**AIM:** State how many lines of the entries hold the string "with", and output nothing but that count.

(Code that builds pages)
>> begin
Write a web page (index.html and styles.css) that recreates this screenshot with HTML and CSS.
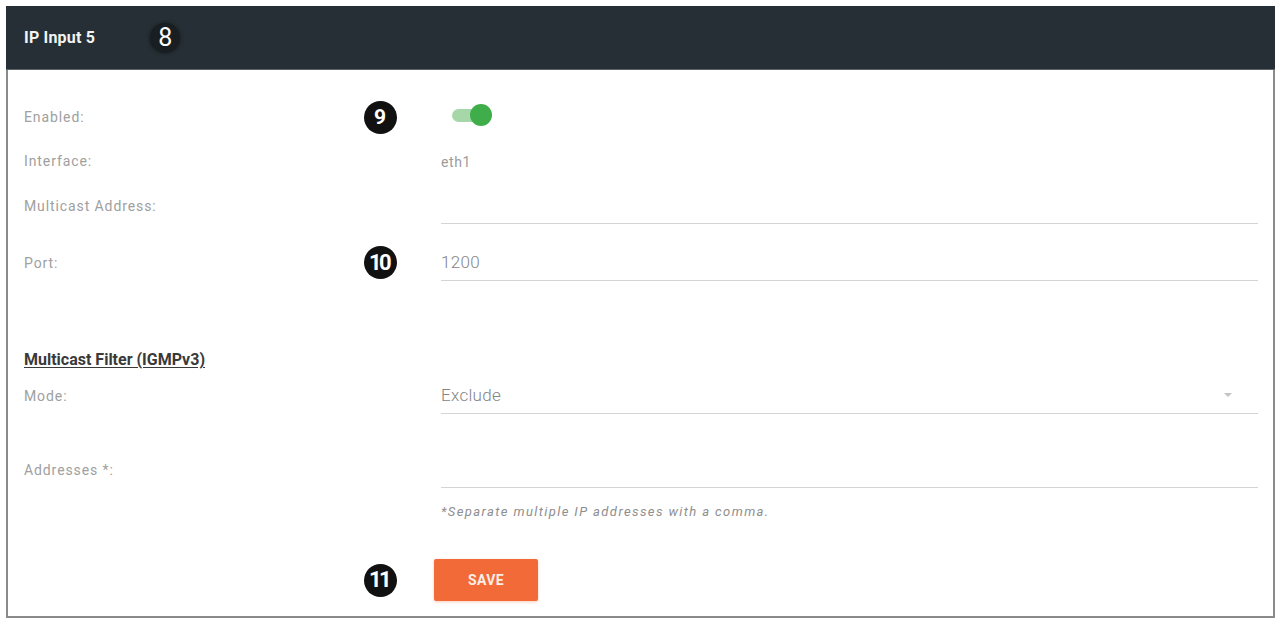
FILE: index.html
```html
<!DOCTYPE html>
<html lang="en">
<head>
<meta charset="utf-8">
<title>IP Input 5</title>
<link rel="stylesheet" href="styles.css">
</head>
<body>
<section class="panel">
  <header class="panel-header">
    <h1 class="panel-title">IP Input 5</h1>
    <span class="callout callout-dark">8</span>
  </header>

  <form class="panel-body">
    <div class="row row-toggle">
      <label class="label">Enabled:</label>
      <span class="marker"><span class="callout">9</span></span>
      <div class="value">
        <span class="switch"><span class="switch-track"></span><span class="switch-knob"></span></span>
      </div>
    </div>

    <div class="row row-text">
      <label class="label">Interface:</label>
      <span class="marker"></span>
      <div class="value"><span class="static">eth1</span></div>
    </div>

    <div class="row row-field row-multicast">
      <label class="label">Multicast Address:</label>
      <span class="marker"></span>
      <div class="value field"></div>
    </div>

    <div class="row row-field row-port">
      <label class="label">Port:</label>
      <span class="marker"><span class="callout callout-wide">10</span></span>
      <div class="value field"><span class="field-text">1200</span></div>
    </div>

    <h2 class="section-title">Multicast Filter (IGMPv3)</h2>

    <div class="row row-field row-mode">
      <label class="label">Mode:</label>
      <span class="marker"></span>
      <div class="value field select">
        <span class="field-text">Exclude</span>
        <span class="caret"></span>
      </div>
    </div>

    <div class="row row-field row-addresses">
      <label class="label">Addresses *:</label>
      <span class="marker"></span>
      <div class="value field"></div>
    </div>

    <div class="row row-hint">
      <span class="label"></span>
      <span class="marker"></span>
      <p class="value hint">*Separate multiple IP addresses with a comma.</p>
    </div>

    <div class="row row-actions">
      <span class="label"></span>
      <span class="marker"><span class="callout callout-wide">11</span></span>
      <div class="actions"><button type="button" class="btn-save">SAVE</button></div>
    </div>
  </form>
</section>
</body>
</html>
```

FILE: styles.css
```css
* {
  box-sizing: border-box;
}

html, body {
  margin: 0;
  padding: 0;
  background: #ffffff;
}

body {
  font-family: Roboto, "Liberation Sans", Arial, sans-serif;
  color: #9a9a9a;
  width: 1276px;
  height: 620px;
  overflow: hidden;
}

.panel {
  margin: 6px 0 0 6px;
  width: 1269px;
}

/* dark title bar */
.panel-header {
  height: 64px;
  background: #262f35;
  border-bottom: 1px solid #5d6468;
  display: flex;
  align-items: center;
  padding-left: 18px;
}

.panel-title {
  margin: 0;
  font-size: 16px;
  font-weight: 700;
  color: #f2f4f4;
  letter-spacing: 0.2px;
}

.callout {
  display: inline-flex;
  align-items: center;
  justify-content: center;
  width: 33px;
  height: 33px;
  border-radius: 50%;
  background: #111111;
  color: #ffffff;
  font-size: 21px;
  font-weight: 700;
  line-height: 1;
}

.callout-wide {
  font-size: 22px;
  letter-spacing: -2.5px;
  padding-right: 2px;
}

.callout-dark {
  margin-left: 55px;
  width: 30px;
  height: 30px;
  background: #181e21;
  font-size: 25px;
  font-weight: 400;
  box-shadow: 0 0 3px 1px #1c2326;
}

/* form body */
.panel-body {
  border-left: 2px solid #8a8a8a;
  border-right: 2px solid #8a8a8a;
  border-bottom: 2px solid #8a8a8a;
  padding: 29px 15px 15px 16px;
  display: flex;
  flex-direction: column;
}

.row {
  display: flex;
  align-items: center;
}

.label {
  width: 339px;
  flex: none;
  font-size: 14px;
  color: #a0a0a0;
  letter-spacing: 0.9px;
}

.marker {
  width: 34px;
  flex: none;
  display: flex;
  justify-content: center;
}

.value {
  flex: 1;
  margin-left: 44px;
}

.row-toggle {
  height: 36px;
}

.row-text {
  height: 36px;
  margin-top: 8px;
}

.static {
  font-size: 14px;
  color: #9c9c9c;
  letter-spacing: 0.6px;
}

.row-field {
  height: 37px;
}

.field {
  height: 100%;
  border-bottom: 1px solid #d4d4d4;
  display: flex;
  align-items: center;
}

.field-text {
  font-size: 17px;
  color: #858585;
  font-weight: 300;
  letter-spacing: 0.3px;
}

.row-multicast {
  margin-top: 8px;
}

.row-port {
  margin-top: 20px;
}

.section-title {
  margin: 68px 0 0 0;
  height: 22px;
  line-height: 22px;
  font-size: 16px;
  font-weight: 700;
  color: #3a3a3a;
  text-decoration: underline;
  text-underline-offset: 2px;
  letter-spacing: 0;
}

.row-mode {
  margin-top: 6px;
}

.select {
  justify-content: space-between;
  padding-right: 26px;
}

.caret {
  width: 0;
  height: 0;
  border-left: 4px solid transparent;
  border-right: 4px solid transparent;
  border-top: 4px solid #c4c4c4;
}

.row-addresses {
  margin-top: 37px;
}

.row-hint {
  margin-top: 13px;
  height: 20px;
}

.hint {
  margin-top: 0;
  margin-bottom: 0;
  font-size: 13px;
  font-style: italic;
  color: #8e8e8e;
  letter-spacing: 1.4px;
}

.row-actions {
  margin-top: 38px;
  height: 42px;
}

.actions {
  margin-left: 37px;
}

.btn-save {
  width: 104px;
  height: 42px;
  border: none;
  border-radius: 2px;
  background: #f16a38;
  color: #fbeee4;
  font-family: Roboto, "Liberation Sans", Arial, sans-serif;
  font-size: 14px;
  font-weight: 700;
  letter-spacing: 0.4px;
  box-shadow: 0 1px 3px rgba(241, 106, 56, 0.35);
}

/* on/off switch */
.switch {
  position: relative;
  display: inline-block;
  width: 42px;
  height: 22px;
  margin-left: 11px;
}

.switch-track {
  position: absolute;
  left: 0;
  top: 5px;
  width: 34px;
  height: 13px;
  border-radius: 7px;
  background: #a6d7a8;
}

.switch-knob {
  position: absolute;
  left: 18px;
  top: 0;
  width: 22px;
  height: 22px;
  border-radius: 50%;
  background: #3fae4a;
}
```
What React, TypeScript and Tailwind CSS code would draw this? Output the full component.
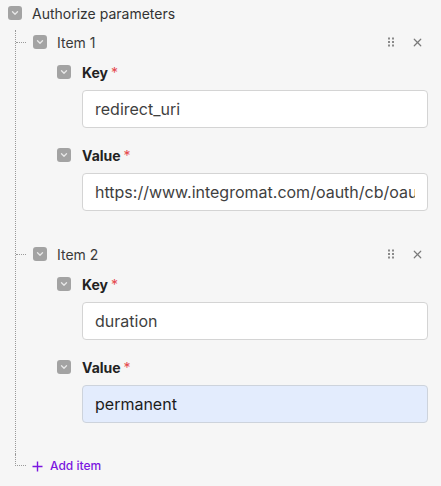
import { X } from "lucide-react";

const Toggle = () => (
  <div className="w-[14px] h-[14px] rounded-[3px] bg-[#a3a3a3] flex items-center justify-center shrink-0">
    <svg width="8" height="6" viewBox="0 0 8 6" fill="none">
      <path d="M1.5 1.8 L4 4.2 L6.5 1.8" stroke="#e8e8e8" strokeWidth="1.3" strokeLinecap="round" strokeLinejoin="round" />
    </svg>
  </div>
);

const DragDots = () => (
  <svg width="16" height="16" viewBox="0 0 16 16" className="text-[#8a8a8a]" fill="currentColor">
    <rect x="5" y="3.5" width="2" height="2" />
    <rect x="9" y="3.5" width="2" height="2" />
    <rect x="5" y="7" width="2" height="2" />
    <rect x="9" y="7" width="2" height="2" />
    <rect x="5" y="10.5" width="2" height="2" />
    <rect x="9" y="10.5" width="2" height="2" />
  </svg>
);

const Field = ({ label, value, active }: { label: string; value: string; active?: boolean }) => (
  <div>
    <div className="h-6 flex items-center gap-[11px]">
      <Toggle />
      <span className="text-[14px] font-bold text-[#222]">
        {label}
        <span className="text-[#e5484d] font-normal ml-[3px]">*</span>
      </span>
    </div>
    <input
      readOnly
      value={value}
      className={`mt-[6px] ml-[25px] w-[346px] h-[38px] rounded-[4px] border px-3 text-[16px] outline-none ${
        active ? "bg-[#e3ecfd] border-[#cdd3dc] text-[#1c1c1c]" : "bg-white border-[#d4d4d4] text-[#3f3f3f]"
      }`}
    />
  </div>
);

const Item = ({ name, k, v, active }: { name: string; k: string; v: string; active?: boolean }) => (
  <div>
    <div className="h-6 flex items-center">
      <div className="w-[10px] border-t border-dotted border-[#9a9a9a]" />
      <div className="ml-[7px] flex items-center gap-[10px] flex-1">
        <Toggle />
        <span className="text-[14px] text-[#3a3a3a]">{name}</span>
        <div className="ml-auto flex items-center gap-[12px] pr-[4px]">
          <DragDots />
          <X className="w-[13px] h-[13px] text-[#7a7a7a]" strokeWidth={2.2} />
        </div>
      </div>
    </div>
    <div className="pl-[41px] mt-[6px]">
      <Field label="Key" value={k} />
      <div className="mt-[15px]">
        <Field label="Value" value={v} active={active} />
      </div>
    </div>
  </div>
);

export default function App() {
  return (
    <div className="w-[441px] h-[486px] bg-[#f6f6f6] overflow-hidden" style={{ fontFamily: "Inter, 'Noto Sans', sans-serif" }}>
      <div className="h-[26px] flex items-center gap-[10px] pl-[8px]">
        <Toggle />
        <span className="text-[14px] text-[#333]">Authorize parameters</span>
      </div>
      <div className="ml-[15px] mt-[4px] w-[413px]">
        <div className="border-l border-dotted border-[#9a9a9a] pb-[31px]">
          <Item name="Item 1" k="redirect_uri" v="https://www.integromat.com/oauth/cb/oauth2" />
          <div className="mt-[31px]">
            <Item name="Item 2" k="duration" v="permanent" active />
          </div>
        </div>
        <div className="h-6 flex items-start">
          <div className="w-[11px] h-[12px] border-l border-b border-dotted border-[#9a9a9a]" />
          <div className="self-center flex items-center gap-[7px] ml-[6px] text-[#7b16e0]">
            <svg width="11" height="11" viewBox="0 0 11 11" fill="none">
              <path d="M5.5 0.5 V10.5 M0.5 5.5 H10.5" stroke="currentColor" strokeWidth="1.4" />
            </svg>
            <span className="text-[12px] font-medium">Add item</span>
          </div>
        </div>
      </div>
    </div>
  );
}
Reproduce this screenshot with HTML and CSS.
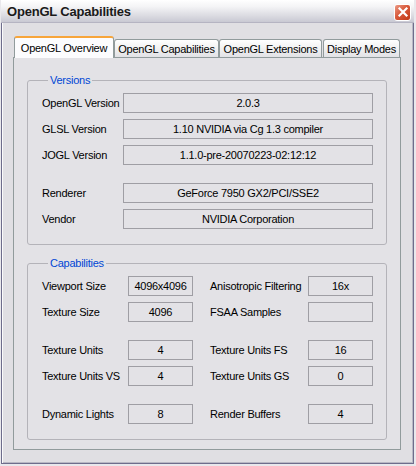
>> end
**THE RESPONSE:** 3